Waiting has never been easy. It’s something that we all have to learn to deal with on a regular basis. With our new “instant” messaging–e-mails, chats, twittering, we hope that everyone will be available when we need them. When we have an urgent e-mail ( and what we define as urgent is always up for examination), we hope that our e-mail recipient is on-line at that moment, ready with an answer. It’s as if the world is just waiting for us and our questions. When we are under a good deal of stress due to time pressures (which are almost unrealistic on occasion) or personal issues, it is easy to get frustrated.

I continue to be transfixed by Kathleen Norris’ book on Acedia. In it, she talks about waiting. In particular, she shares a time when she was in charge of keeping financial records for companies. Her new software added amazing feats of organization, yet, in order to save her time as a bookkeeper, she had to wait a few seconds for the computer to do its task. One day, she became frustrated at the wait. She decided to time the wait. The wait was 10 seconds! 10 seconds! There have been instances when I’ve felt the same way. When you sit down, pause and think about it, it seems ridiculous. Yet who of us hasn’t felt that way?

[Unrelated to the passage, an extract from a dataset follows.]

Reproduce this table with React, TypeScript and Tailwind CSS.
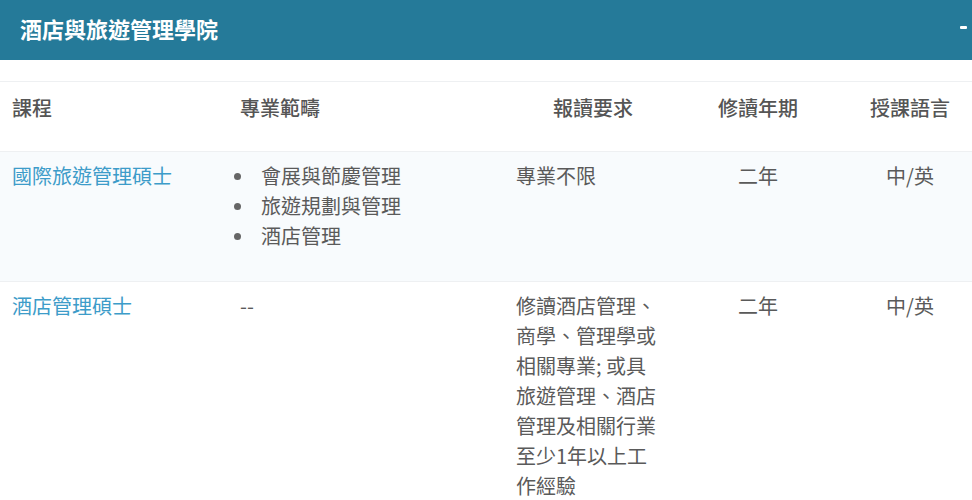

Norris writes about how this has always been the case. When the zippy stage coach was invented, some folks bemoaned the loss of days on horseback or foot–when there was time to smell the roadside flowers or speak to a fellow traveler resting under the tree. The stage coach led folks to expect to get to Philadelphia in one day instead of two. Expectations increased. Frustration with slowness abounded.

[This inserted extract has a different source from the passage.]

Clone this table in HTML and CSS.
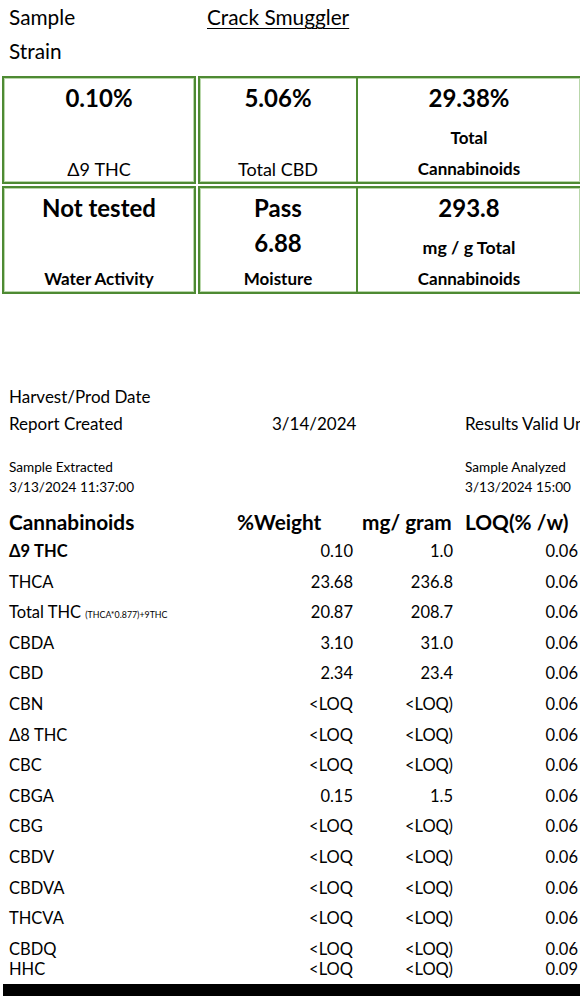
FILE: index.html
```html
<!DOCTYPE html>
<html lang="en">
<head>
<meta charset="utf-8">
<title>Crack Smuggler - Certificate of Analysis</title>
<link rel="stylesheet" href="styles.css">
</head>
<body>
<div class="page">
  <div class="meta-top">
    <div class="kv"><span class="k">Sample</span><span class="v underline">Crack Smuggler</span></div>
    <div class="kv"><span class="k">Strain</span><span class="v"></span></div>
  </div>

  <div class="summary">
    <div class="srow">
      <div class="box box1">
        <div class="cell">
          <div class="big">0.10%</div>
          <div class="lbl">&#916;9 THC</div>
        </div>
      </div>
      <div class="box group">
        <div class="cell c2">
          <div class="big">5.06%</div>
          <div class="lbl">Total CBD</div>
        </div>
        <div class="cell c3">
          <div class="big">29.38%</div>
          <div class="lbl-group">
            <div class="lbl bold">Total</div>
            <div class="lbl bold">Cannabinoids</div>
          </div>
        </div>
      </div>
    </div>
    <div class="srow">
      <div class="box box1">
        <div class="cell">
          <div class="big">Not tested</div>
          <div class="lbl bold">Water Activity</div>
        </div>
      </div>
      <div class="box group">
        <div class="cell c2">
          <div class="big">Pass</div>
          <div class="mid big-mid">6.88</div>
          <div class="lbl bold">Moisture</div>
        </div>
        <div class="cell c3">
          <div class="big">293.8</div>
          <div class="mid mg">mg / g Total</div>
          <div class="lbl bold">Cannabinoids</div>
        </div>
      </div>
    </div>
  </div>

  <div class="info">
    <div class="info-row"><span>Harvest/Prod Date</span><span></span><span></span></div>
    <div class="info-row"><span>Report Created</span><span>3/14/2024</span><span class="clip">Results Valid Until</span></div>
  </div>

  <div class="stamps">
    <div class="stamp">Sample Extracted<br>3/13/2024 11:37:00</div>
    <div></div>
    <div class="stamp">Sample Analyzed<br>3/13/2024 15:00</div>
  </div>

  <div class="results">
    <div class="rrow head">
      <span>Cannabinoids</span>
      <span class="h2">%Weight</span>
      <span class="h3">mg/ gram</span>
      <span class="h4">LOQ(% /w)</span>
    </div>
    <div class="rrow"><span class="name bold">&#916;9 THC</span><span class="num">0.10</span><span class="num">1.0</span><span class="num">0.06</span></div>
    <div class="rrow"><span class="name">THCA</span><span class="num">23.68</span><span class="num">236.8</span><span class="num">0.06</span></div>
    <div class="rrow"><span class="name">Total THC <small class="formula">(THCA*0.877)+9THC</small></span><span class="num">20.87</span><span class="num">208.7</span><span class="num">0.06</span></div>
    <div class="rrow"><span class="name">CBDA</span><span class="num">3.10</span><span class="num">31.0</span><span class="num">0.06</span></div>
    <div class="rrow"><span class="name">CBD</span><span class="num">2.34</span><span class="num">23.4</span><span class="num">0.06</span></div>
    <div class="rrow"><span class="name">CBN</span><span class="num">&lt;LOQ</span><span class="num">&lt;LOQ)</span><span class="num">0.06</span></div>
    <div class="rrow"><span class="name">&#916;8 THC</span><span class="num">&lt;LOQ</span><span class="num">&lt;LOQ)</span><span class="num">0.06</span></div>
    <div class="rrow"><span class="name">CBC</span><span class="num">&lt;LOQ</span><span class="num">&lt;LOQ)</span><span class="num">0.06</span></div>
    <div class="rrow"><span class="name">CBGA</span><span class="num">0.15</span><span class="num">1.5</span><span class="num">0.06</span></div>
    <div class="rrow"><span class="name">CBG</span><span class="num">&lt;LOQ</span><span class="num">&lt;LOQ)</span><span class="num">0.06</span></div>
    <div class="rrow"><span class="name">CBDV</span><span class="num">&lt;LOQ</span><span class="num">&lt;LOQ)</span><span class="num">0.06</span></div>
    <div class="rrow"><span class="name">CBDVA</span><span class="num">&lt;LOQ</span><span class="num">&lt;LOQ)</span><span class="num">0.06</span></div>
    <div class="rrow"><span class="name">THCVA</span><span class="num">&lt;LOQ</span><span class="num">&lt;LOQ)</span><span class="num">0.06</span></div>
    <div class="rrow"><span class="name">CBDQ</span><span class="num">&lt;LOQ</span><span class="num">&lt;LOQ)</span><span class="num">0.06</span></div>
    <div class="rrow last"><span class="name">HHC</span><span class="num">&lt;LOQ</span><span class="num">&lt;LOQ)</span><span class="num">0.09</span></div>
  </div>

  <div class="rule"></div>
</div>
</body>
</html>
```

FILE: styles.css
```css
html, body {
  margin: 0;
  padding: 0;
  overflow: hidden;
  background: #ffffff;
}

body {
  font-family: "Lato", "Open Sans", sans-serif;
  color: #000000;
  width: 580px;
}

.page {
  width: 580px;
  overflow: hidden;
}

.bold { font-weight: 700; }

/* top key/value lines */
.meta-top {
  padding-left: 9px;
}
.kv {
  display: flex;
  height: 34px;
  line-height: 34px;
  font-size: 20.8px;
}
.kv .k {
  width: 198px;
  flex: none;
}
.underline {
  text-decoration: underline;
  text-underline-offset: 3px;
  text-decoration-thickness: 1px;
}

/* summary boxes */
.summary {
  margin-top: 8px;
  display: flex;
  flex-direction: column;
  gap: 2px;
}
.srow {
  display: flex;
  gap: 2px;
  margin-left: 2px;
  height: 108px;
}
.box {
  box-sizing: border-box;
  border: 2px solid #4e8a33;
  box-shadow: inset 0 0 0 1px #b9d7ab;
}
.box1 {
  width: 194px;
  flex: none;
  display: flex;
}
.group {
  flex: 1;
  display: flex;
  border-right: none;
}
.cell {
  flex: 1;
  display: flex;
  flex-direction: column;
  align-items: center;
  text-align: center;
  white-space: nowrap;
}
.c2 {
  flex: none;
  width: 156px;
}
.c3 {
  border-left: 2px solid #4e8a33;
}
.big {
  height: 40px;
  line-height: 40px;
  font-size: 24px;
  font-weight: 700;
}
.mid {
  font-weight: 700;
}
.big-mid {
  height: 30px;
  line-height: 30px;
  font-size: 24px;
}
.mg {
  height: 38px;
  line-height: 38px;
  font-size: 17.8px;
}
.lbl {
  margin-top: auto;
  height: 26px;
  line-height: 26px;
  font-size: 18px;
}
.lbl.bold {
  font-size: 17px;
}
.lbl-group {
  margin-top: auto;
  display: flex;
  flex-direction: column;
  align-items: center;
  gap: 5px;
}
.lbl-group .lbl {
  margin-top: 0;
}

/* info lines */
.info {
  margin-top: 88.5px;
}
.info-row {
  display: grid;
  grid-template-columns: 263px 193px 1fr;
  padding-left: 9px;
  height: 27px;
  line-height: 27px;
  font-size: 17px;
  white-space: nowrap;
}
.clip {
  overflow: hidden;
}

.stamps {
  margin-top: 20.5px;
  display: grid;
  grid-template-columns: 263px 193px 1fr;
  padding-left: 9px;
  font-size: 13.6px;
  line-height: 20px;
  white-space: nowrap;
}

/* results table */
.results {
  margin-top: 11px;
}
.rrow {
  display: grid;
  grid-template-columns: 228px 116px 100px 125px;
  padding-left: 9px;
  height: 30.6px;
  line-height: 30.6px;
  font-size: 16.5px;
  white-space: nowrap;
}
.rrow.head {
  height: 28px;
  line-height: 28px;
  font-size: 20.8px;
  font-weight: 700;
}
.rrow.head .h3 { padding-left: 9px; }
.rrow.head .h4 { padding-left: 12px; }
.rrow.last {
  height: 11px;
  line-height: 11px;
}
.num {
  text-align: right;
}
.formula {
  font-size: 8.8px;
}

.rule {
  margin-top: 9px;
  margin-left: 3px;
  height: 12px;
  background: #000000;
}
```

When I am in Western Maryland and am working, I do check our Sunday bulletins and publications. I come to the library once a day. Sometimes I don’t get an answer right away on a question or two. Sometimes I am not available for a question. Is it really that important? Sometimes I get anxious about my inability to be present at all times, yet is that ever really necessary for any of us? Communication does work at this mountain pace. I think about my usual week–when I am running between meetings, checking bulletins and goldenrods. Is there a calmer way to live and still get the information out? Is waiting such a bad thing? The prophet Isaiah tells us that those who wait on the Lord renew their strength. Good advice.